La Chapelle-aux-Saints (/fr/; La Chapela daus Sents) is a commune in the Corrèze department in central France.

==History==
===Neanderthal skeleton===
The La Chapelle-aux-Saints cave, bordering the Sourdoire valley, revealed many archeological artifacts belonging to the late Mousterian techno-complex, including the first ever recognized Neanderthal burial discovered on 3 August 1908. Jean and Amédée Bouyssonie, as well as L. Bardon, led archaeological digs in the cave from 1905 to 1908, discovering over 1,000 pieces of stone industry (mainly flint), bones of different fauna including reindeer, bovid, horse, fox, wolf and even a rhinoceros’ tooth. The most spectacular discovery was that of a very well preserved skeleton of an adult Neanderthal man who appears to have been intentionally buried in a rectangular pit 30 cm deep, 1.45 m long and 1 m wide.

This discovery led to a controversy for the existence of burials during the Mousterian. Arguments for the existence of a tomb were the sleeping position of the body, and the funeral "gifts" associated with the pit like stone tools and animal bones. Some archaeologists believe the Chapelle-aux-Saints cave wasn't used as a habitat, but a place for funeral feasts.

===Modern period===
During the French Revolution, the commune changed its name to La Chapelle-aux-Prés following a decree from the National Convention but was later changed to the Commune-aux-Pres.

==Geography==
===Location===
La Chapelle-aux-Saints is located in the south of the department of Corrèze, bordering that of Lot. The commune is about thirty kilometres south of Tulle and about thirty kilometres south-east of Brive-la-Gaillarde, near Collonges-la-Rouge.

==Culture and heritage==
===Places and monuments===
====Neanderthal Museum====
The Bouffia Bonneval is the site of the discovery in 1908 of the Man of La Chapelle-aux-Saints, a site listed as a historical monument by decree of March 11, 1981.

The former Neanderthal Museum-Jean Bouyssonie at the place called Sourdoire, inaugurated in July 1996, with a reconstruction, directed by Jean-Louis Heim, of the skeleton of the man of La Chapelle-aux-Saints as it was discovered by the Bouyssonie brothers in 1908. Display cases and panels showcased the tools, environment and way of life of Neanderthals. The museum is closed in 2025.

The new Néandertal : l'Homme de La Chapelle aux Saints museum, next to the burial site, opened in July 2025, offering several scenographic (video mapping, audio-guide) and interactive rooms, to make the knowledge accessible starting from the 1908 discovery and the scientific advances around Neanderthals since then. It is located near the Bouffia Bonneval that has a footbridge to the burial site.

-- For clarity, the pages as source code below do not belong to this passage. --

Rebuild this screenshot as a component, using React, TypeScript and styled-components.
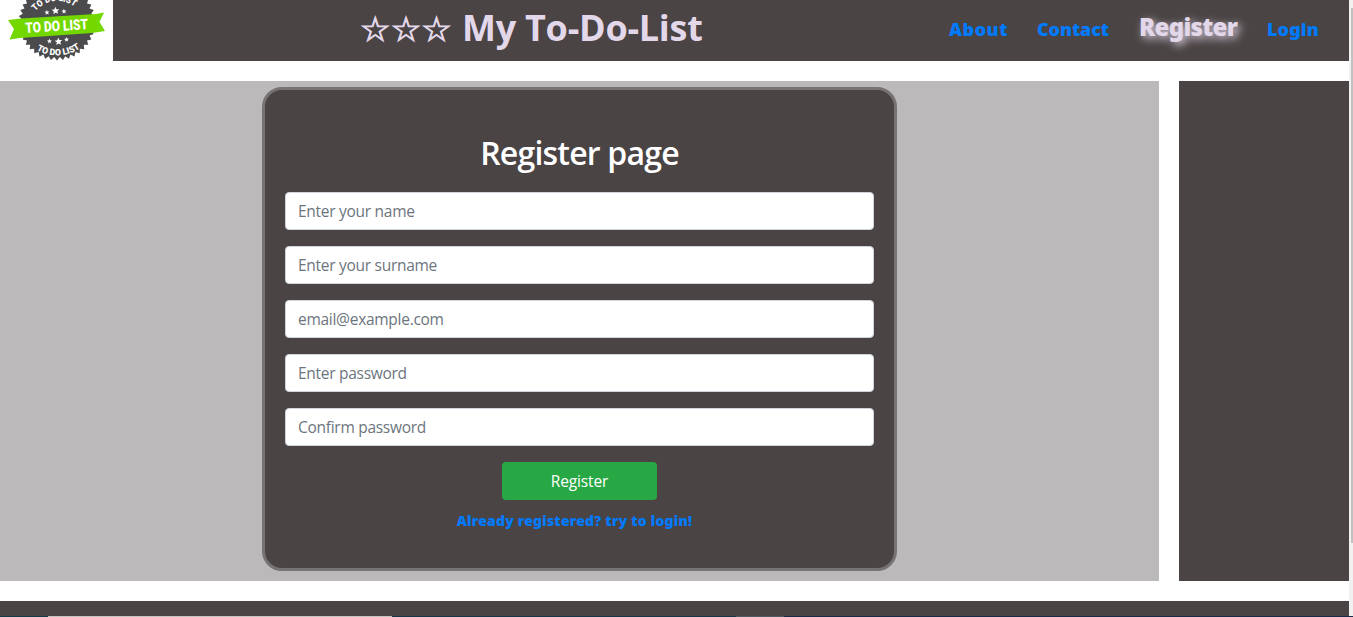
import React from "react";
import styled, { createGlobalStyle } from "styled-components";

const GlobalStyle = createGlobalStyle`
  *, *::before, *::after { box-sizing: border-box; }
  html, body { margin: 0; height: 100%; overflow: hidden; background: #fff; }
  body { font-family: "Open Sans", "Noto Sans", sans-serif; font-size: 16px; line-height: 24px; }
`;

const Screen = styled.div`
  width: 1353px;
  height: 617px;
  overflow: hidden;
  display: flex;
  flex-direction: column;
`;

const Viewport = styled.div`
  display: flex;
  height: 616px;
`;

const Page = styled.div`
  width: 1349px;
  display: flex;
  flex-direction: column;
  gap: 20px;
`;

const Header = styled.header`
  display: flex;
  align-items: flex-start;
  height: 61px;
  flex: none;
  background: #4a4444;
`;

const LogoBox = styled.div`
  width: 113px;
  height: 61px;
  background: #fff;
  overflow: hidden;
  svg { display: block; }
`;

const Title = styled.h1`
  margin: 0 0 0 247px;
  width: 346px;
  display: flex;
  align-items: baseline;
  white-space: pre;
  color: #e3d8ea;
  font-size: 36px;
  line-height: 56px;
  font-weight: 700;
`;

const Stars = styled.span`
  width: 102px;
  font-family: "DejaVu Sans", sans-serif;
  font-size: 34px;
  font-weight: 400;
  letter-spacing: 0.2px;
  -webkit-text-stroke: 1px #e3d8ea;
`;

const Name = styled.span`
  letter-spacing: -0.25px;
`;

const Nav = styled.nav`
  flex: 1;
  display: flex;
  justify-content: flex-end;
  align-items: baseline;
  gap: 30px;
  padding: 7px 30px 0 0;
  line-height: 40px;
`;

const NavLink = styled.a<{ $width: number; $active?: boolean; $track: number }>`
  width: ${(p) => p.$width}px;
  white-space: nowrap;
  font-family: "Noto Sans", "Open Sans", sans-serif;
  font-weight: 900;
  font-size: ${(p) => (p.$active ? 24 : 18)}px;
  letter-spacing: ${(p) => p.$track}px;
  color: ${(p) => (p.$active ? "#e3d8ea" : "#007bff")};
  text-shadow: ${(p) => (p.$active ? "3px 3px 8px #e3d8ea" : "none")};
`;

const Content = styled.div`
  display: flex;
  gap: 20px;
  height: 500px;
  flex: none;
`;

const Main = styled.main`
  width: 1159px;
  padding-top: 6px;
  display: flex;
  justify-content: center;
  align-items: flex-start;
  background: #bbb9ba;
`;

const Aside = styled.aside`
  flex: 1;
  background: #4a4444;
`;

const Footer = styled.footer`
  flex: 1;
  background: #4a4444;
`;

const Card = styled.form`
  width: 635px;
  height: 484px;
  padding: 43px 20px 0;
  border: 3px solid #787373;
  border-radius: 20px;
  background: #4a4444;
  display: flex;
  flex-direction: column;
  align-items: center;
`;

const Heading = styled.h2`
  margin: 0 0 20px;
  font-size: 32px;
  line-height: 39px;
  font-weight: 600;
  letter-spacing: -0.8px;
  color: #fff;
`;

const Field = styled.input`
  width: 589px;
  height: 38px;
  flex: none;
  margin: 0 0 16px;
  padding: 6px 12px;
  border: 1px solid #ced4da;
  border-radius: 4px;
  background: #fff;
  font: inherit;
  font-size: 15.5px;
  letter-spacing: -0.28px;
  &::placeholder { color: #6c757d; opacity: 1; }
`;

const Submit = styled.button`
  width: 155px;
  height: 38px;
  flex: none;
  padding: 0;
  border: 0;
  border-radius: 4px;
  background: #28a745;
  color: #fff;
  font: inherit;
  font-size: 15.5px;
  letter-spacing: -0.15px;
`;

const LoginLink = styled.a`
  margin: 9px 10px 0 0;
  font-family: "Noto Sans", "Open Sans", sans-serif;
  font-size: 14px;
  font-weight: 900;
  letter-spacing: 0.18px;
  white-space: nowrap;
  color: #007bff;
`;

const ScrollTrack = styled.div`
  width: 4px;
  background: #f1f1f1;
  padding: 8px 0 0 2px;
`;

const ScrollThumb = styled.div`
  height: 535px;
  background: #c1c1c1;
`;

const BottomEdge = styled.div`
  display: flex;
  height: 1px;
`;

const EdgePart = styled.div<{ $width: number; $color: string }>`
  width: ${(p) => p.$width}px;
  background: ${(p) => p.$color};
`;

const point = (angle: number, r: number, cx = 57, cy = 22) =>
  `${(cx + r * Math.cos(angle)).toFixed(2)},${(cy + r * Math.sin(angle)).toFixed(2)}`;

const seal = Array.from({ length: 80 }, (_, i) =>
  point((i * Math.PI) / 40 + Math.PI / 2, i % 2 ? 35.2 : 38.6)
).join(" ");

const star = (cx: number, cy: number, r: number) =>
  Array.from({ length: 10 }, (_, i) =>
    point((i * Math.PI) / 5 - Math.PI / 2 - 0.07, i % 2 ? r * 0.45 : r, cx, cy)
  ).join(" ");

const Logo = () => (
  <svg width="113" height="61" viewBox="0 0 113 61" fontFamily="Roboto, sans-serif" fontWeight="700">
    <polygon points={seal} fill="#4b4b4d" />
    <path id="upper" d="M35.5 11 A29 29 0 0 1 77 8.5" fill="none" />
    <path id="lower" d="M36.5 50 A40 40 0 0 0 82 46.5" fill="none" />
    <g fontSize="9" fontWeight="900" fill="#fff">
      <text>
        <textPath href="#upper" textLength="43" lengthAdjust="spacingAndGlyphs">TO DO LIST</textPath>
      </text>
      <text>
        <textPath href="#lower" textLength="46" lengthAdjust="spacingAndGlyphs">TO DO LIST</textPath>
      </text>
    </g>
    <g fill="#fff">
      <polygon points={star(47, 12.5, 2.6)} />
      <polygon points={star(55.5, 10.8, 4)} />
      <polygon points={star(64, 11.4, 2.6)} />
      <polygon points={star(49.5, 41.2, 2.6)} />
      <polygon points={star(58.5, 41.6, 4)} />
      <polygon points={star(66.5, 39.6, 2.6)} />
    </g>
    <polygon points="8,20 21,18.5 96,14 104,12.5 99.5,22 105,31 92,33 20,38 9.5,39.5 14,29" fill="#73d700" />
    <text
      transform="translate(25.5 33) rotate(-3.6)"
      fontSize="14.5"
      fontWeight="900"
      fill="#fff"
      textLength="63"
      lengthAdjust="spacingAndGlyphs"
    >
      TO DO LIST
    </text>
  </svg>
);

const fields = [
  { type: "text", hint: "Enter your name" },
  { type: "text", hint: "Enter your surname" },
  { type: "email", hint: "email@example.com" },
  { type: "password", hint: "Enter password" },
  { type: "password", hint: "Confirm password" },
];

export default function App() {
  return (
    <Screen>
      <GlobalStyle />
      <Viewport>
        <Page>
          <Header>
            <LogoBox><Logo /></LogoBox>
            <Title><Stars>☆☆☆</Stars><Name>My To-Do-List</Name></Title>
            <Nav>
              <NavLink $width={58} $track={0.5}>About</NavLink>
              <NavLink $width={72} $track={-0.1}>Contact</NavLink>
              <NavLink $width={98} $track={-0.7} $active>Register</NavLink>
              <NavLink $width={52} $track={0.1}>Login</NavLink>
            </Nav>
          </Header>
          <Content>
            <Main>
              <Card>
                <Heading>Register page</Heading>
                {fields.map((f) => (
                  <Field key={f.hint} type={f.type} placeholder={f.hint} />
                ))}
                <Submit type="button">Register</Submit>
                <LoginLink>Already registered? try to login!</LoginLink>
              </Card>
            </Main>
            <Aside />
          </Content>
          <Footer />
        </Page>
        <ScrollTrack><ScrollThumb /></ScrollTrack>
      </Viewport>
      <BottomEdge>
        <EdgePart $width={48} $color="#123b47" />
        <EdgePart $width={344} $color="#c3c5bf" />
        <EdgePart $width={344} $color="#173647" />
        <EdgePart $width={48} $color="#4d5c63" />
        <EdgePart $width={569} $color="#182a48" />
      </BottomEdge>
    </Screen>
  );
}
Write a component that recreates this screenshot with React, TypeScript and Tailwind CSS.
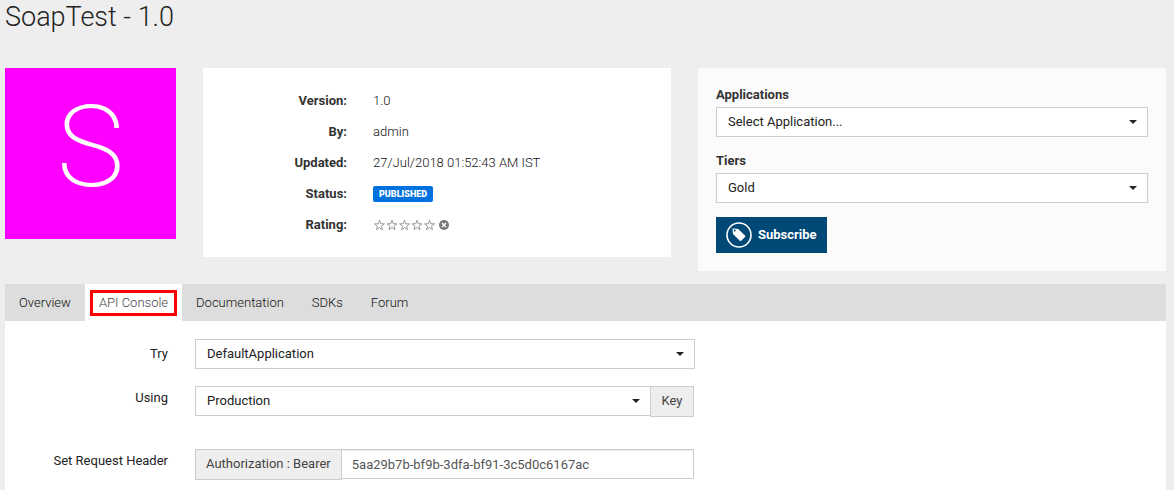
import type { ReactNode } from "react";

function Select({ id, options, className = "" }: { id: string; options: string[]; className?: string }) {
  return (
    <div className={`relative ${className}`}>
      <select
        id={id}
        className="block h-[30px] w-full appearance-none border border-[#ccc] bg-white pr-8 pl-[11px] text-[13px] text-[#222]"
      >
        {options.map((o) => (
          <option key={o}>{o}</option>
        ))}
      </select>
      <svg viewBox="0 0 8 4" className="pointer-events-none absolute top-[13px] right-[11px] h-1 w-2" aria-hidden="true">
        <path d="M0 0h8L4 4z" fill="#222" />
      </svg>
    </div>
  );
}

function Detail({ label, children }: { label: string; children: ReactNode }) {
  return (
    <div className="flex h-[31px] items-center">
      <dt className="w-[144px] shrink-0 text-right font-bold text-[#333]">{label}</dt>
      <dd className="ml-[26px] flex items-center font-light text-[#111]">{children}</dd>
    </div>
  );
}

function Stars() {
  return (
    <svg viewBox="0 0 125 24" className="h-3 w-[63px]" role="img" aria-label="Not rated">
      {[0, 25, 50, 75, 100].map((x) => (
        <path
          key={x}
          transform={`translate(${x} 0)`}
          d="M12.500 2.500l2.500 7 7.500.2-6 4.500 2.100 7.100-6.100-4.200-6.100 4.200 2.100-7.100-6-4.500 7.500-.2z"
          fill="none"
          stroke="#999"
          strokeWidth="2"
        />
      ))}
    </svg>
  );
}

function Tab({ children }: { children: ReactNode }) {
  return (
    <a href="#" className="flex items-center px-[14px]">
      {children}
    </a>
  );
}

export default function App() {
  return (
    <div className="min-h-screen bg-[#eee] pr-2 pl-[5px] font-['Roboto',sans-serif] text-[13px] leading-5 text-[#222]">
      <h1 className="h-[68px] text-[27px] leading-[34px] font-light text-[#222]">SoapTest - 1.0</h1>

      <div className="grid grid-cols-[171px_1fr_1fr] items-start gap-[27px]">
        <div className="flex h-[171px] items-center justify-center bg-[#f0f] pb-[14px] text-[114px] leading-none font-extralight text-white">
          S
        </div>

        <dl className="bg-white pt-[17px] pb-[17px]">
          <Detail label="Version:">1.0</Detail>
          <Detail label="By:">admin</Detail>
          <Detail label="Updated:">27/Jul/2018 01:52:43 AM IST</Detail>
          <Detail label="Status:">
            <span className="rounded-[2px] bg-[#0072e0] px-[6px] text-[9px] leading-4 font-black text-white">PUBLISHED</span>
          </Detail>
          <Detail label="Rating:">
            <Stars />
            <button type="button" aria-label="Clear rating" className="ml-[3px]">
              <svg viewBox="0 0 10 10" className="h-[10px] w-[10px]" aria-hidden="true">
                <circle cx="5" cy="5" r="5" fill="#777" />
                <path d="M3 3l4 4M7 3L3 7" stroke="#fff" strokeWidth="1.500" />
              </svg>
            </button>
          </Detail>
        </dl>

        <form className="bg-[#fbfbfb] px-[18px] pt-[17px] pb-[18px]">
          <label htmlFor="applications" className="block h-[22px] font-bold text-[#333]">
            Applications
          </label>
          <Select id="applications" options={["Select Application..."]} />
          <label htmlFor="tiers" className="mt-[14px] block h-[22px] font-bold text-[#333]">
            Tiers
          </label>
          <Select id="tiers" options={["Gold"]} />
          <button type="button" className="mt-[14px] flex h-9 items-center bg-[#004876] px-[10px] font-bold text-white">
            <svg viewBox="0 0 26 26" className="mr-[6px] h-[26px] w-[26px]" aria-hidden="true">
              <circle cx="13" cy="13" r="12" fill="none" stroke="#fff" strokeWidth="1.600" />
              <path d="M6.500 7.200q0-.8.8-.8l4.900.6L19 13.600q.7.7 0 1.400L15.200 18.700q-.7.7-1.400 0L7 12z" fill="#fff" />
              <circle cx="8.700" cy="8.500" r="1" fill="#004876" />
            </svg>
            Subscribe
          </button>
        </form>
      </div>

      <nav className="mt-[13px] flex h-[37px] bg-[#ddd] font-light text-[#111]">
        <Tab>Overview</Tab>
        <a href="#" className="flex items-center bg-white px-[5px] text-[#444]">
          <span className="flex h-[26px] items-center border-3 border-[#f00] px-[6px]">API Console</span>
        </a>
        <Tab>Documentation</Tab>
        <Tab>SDKs</Tab>
        <Tab>Forum</Tab>
      </nav>

      <main className="min-h-[169px] bg-white pt-[18px]">
        <div className="flex">
          <label htmlFor="try" className="mr-[27px] w-[163px] pt-[5px] text-right">
            Try
          </label>
          <Select id="try" options={["DefaultApplication"]} className="w-[500px]" />
        </div>
        <div className="mt-[17px] flex">
          <label htmlFor="using" className="mr-[27px] w-[163px] pt-[2px] text-right">
            Using
          </label>
          <Select id="using" options={["Production"]} className="w-[456px]" />
          <button type="button" className="-ml-px h-[31px] w-11 border border-[#ccc] bg-[#eee] pb-[2px] text-[#444]">
            Key
          </button>
        </div>
        <div className="mt-8 flex">
          <label htmlFor="token" className="mr-[27px] w-[163px] pt-[2px] text-right">
            Set Request Header
          </label>
          <div className="flex w-[499px]">
            <span className="h-[31px] shrink-0 border border-[#ccc] bg-[#eee] px-[10px] leading-[27px] text-[#444]">
              Authorization : Bearer
            </span>
            <input
              id="token"
              type="text"
              defaultValue="5aa29b7b-bf9b-3dfa-bf91-3c5d0c6167ac"
              className="-ml-px h-[30px] min-w-0 flex-1 border border-[#ccc] bg-white px-[10px] text-[#555] shadow-[inset_0_1px_1px_rgba(0,0,0,0.075)]"
            />
          </div>
        </div>
      </main>
    </div>
  );
}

====L'église Saint-Namphaise====
The church of Saint-Namphaise, dedicated to a 9th century hermit from Quercy, dates from the twelfth century, and with an octagonal bell tower with three floors and a trefoil portal in the Limousin style. It has a polychrome wooden pieta from the 1600s and two gilded wooden statues on the altar, dedicated to Saints Peter and Paul. Coats of arms in the apse represent the Plas family of Curemonte and Lostanges.